Mais, quinze jours avant la rentrée, le parloir ne désemplit
plus. |
Les Congolais
ayant constaté que le personnel du collège était
resté sur place, du moins en grande partie, qu'il était
prêt à mettre ses compétences au service
du pays, ils ne tardèrent pas à y faire inscrire
leurs enfants. Le bâtiment n'avait subi aucun dégât
et avait été épargné de vols. Notre-Dame
de la Victoire nous protégeait visiblement. (2) Il faut
rendre hommage au Président Miruho et à son gouvernement
d'avoir fait régner au Kivu un climat de paix et de sécurité.
Pas mal d'Européens rentrèrent à Bukavu,
de sorte qu'au début de cette année scolaire, le
collège comptait encore 694 élèves, dont
463 africains. Le nombre des internes était réduit
à 70. Les classes supérieures n'étaient
certes pas très fournies : 162 élèves en
Humanités et cha-cune des 4 classes supérieures
comptait 6 élèves à peine. Cette diminution
ne tenait pas uniquement au départ des Européens,
mais il fallait tenir compte du fait que les Congolais qui fréquentaient
les Humanités étaient inscrits depuis toujours
au Collège St. Paul ou au Séminaire du Mugeri.

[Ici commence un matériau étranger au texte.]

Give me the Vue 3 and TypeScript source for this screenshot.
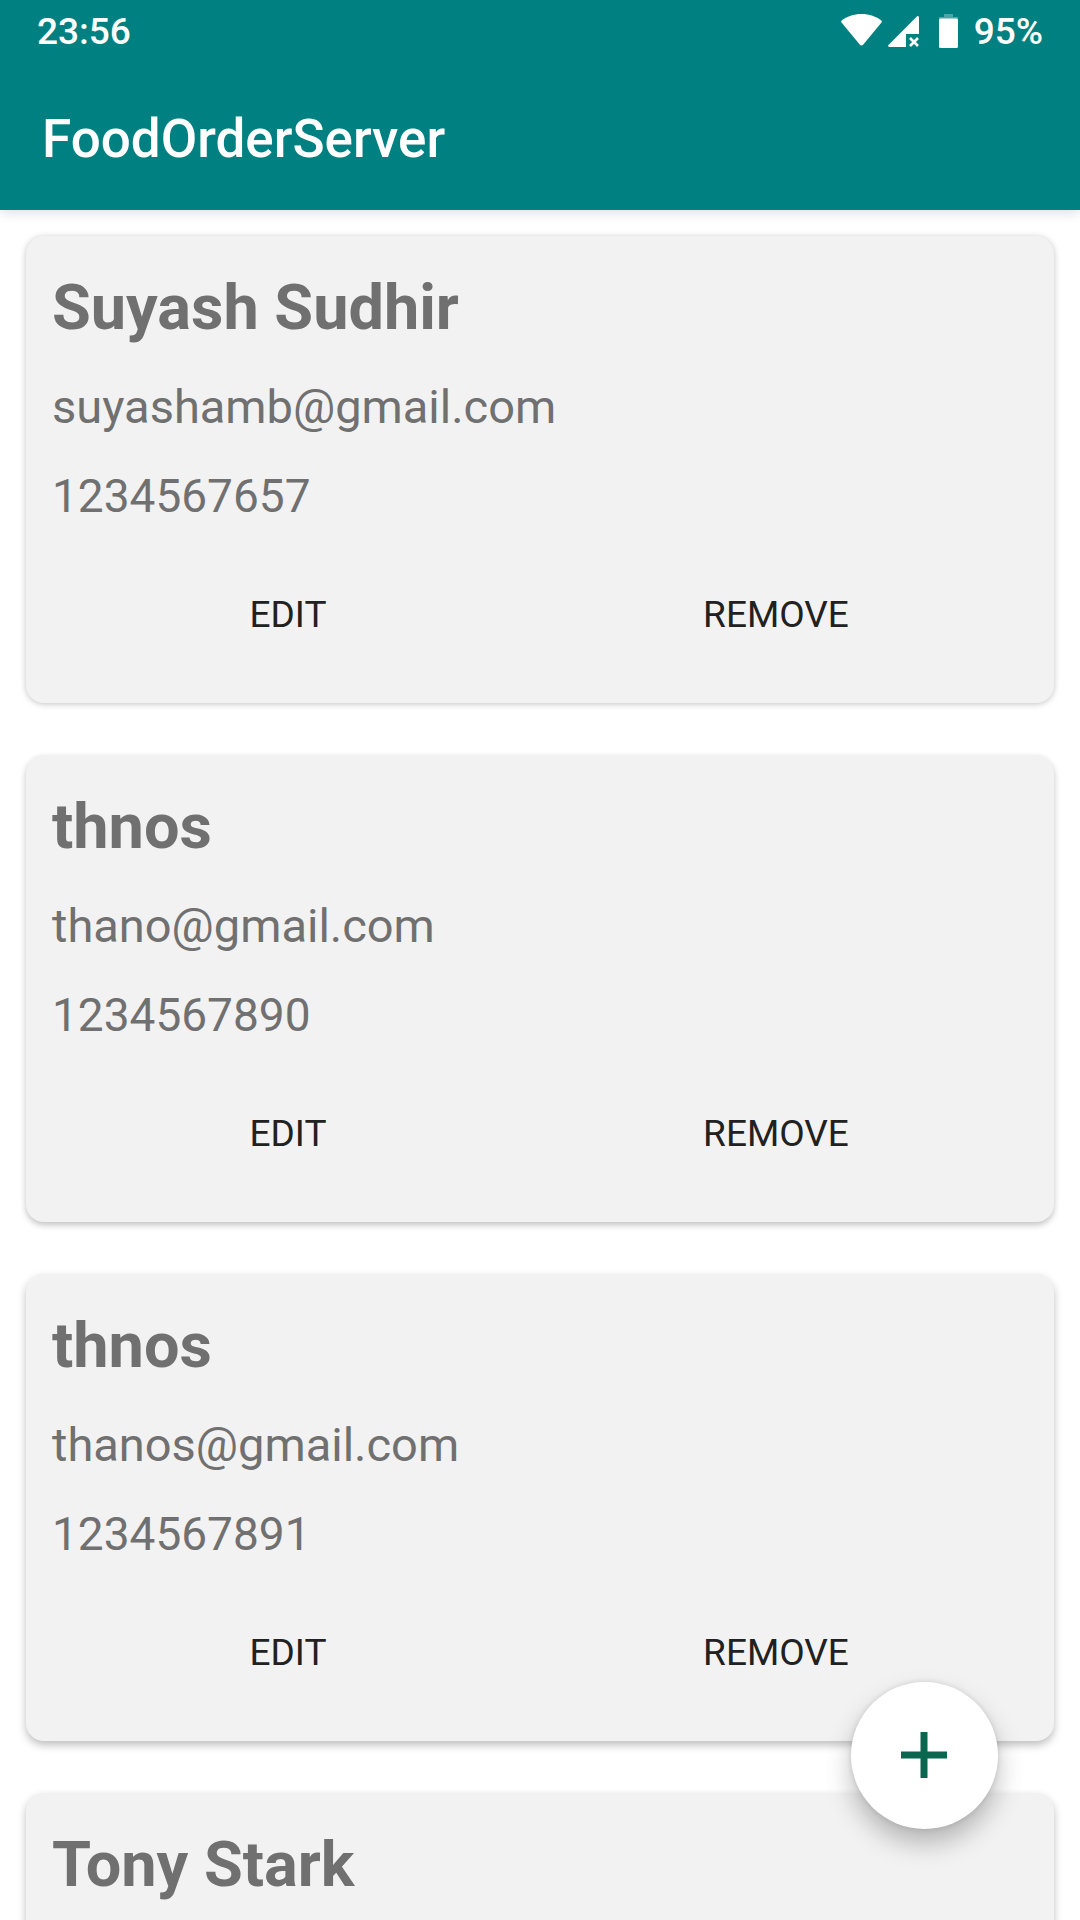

Le recrutement était donc forcément réduit.
Pour taire nombre les élèves de sixième
Latine du Mugeri vinrent s'ajouter aux nôtres. (3)
Un phénomène inattendu se produisit. Tous les non-afri-cains,
asiatiques aussi bien qu'Européens, se donnèrent
rendez-vous au collège et on hérita de pas mal
d'élèves de l'Athénée. Partant, le
collège prit un caractère particulier : moins fermé
sur lui-même. On accueillit des élèves de
races différentes, de tous pays, de religions différentes
et on accueillit même... des jeunes filles. Ce caractère
hétéroclite ne fera qu'augmenter quand arriveront
les premiers techniciens de l'O.N.U... Il risquait toutefois
de compromettre le "bon esprit" qui avait toujours
régné au collège. Grâce à Dieu,
il n'en fut rien. Tout le monde se sentit " chez soi "
et il se créa une vraie solidarité entre tous.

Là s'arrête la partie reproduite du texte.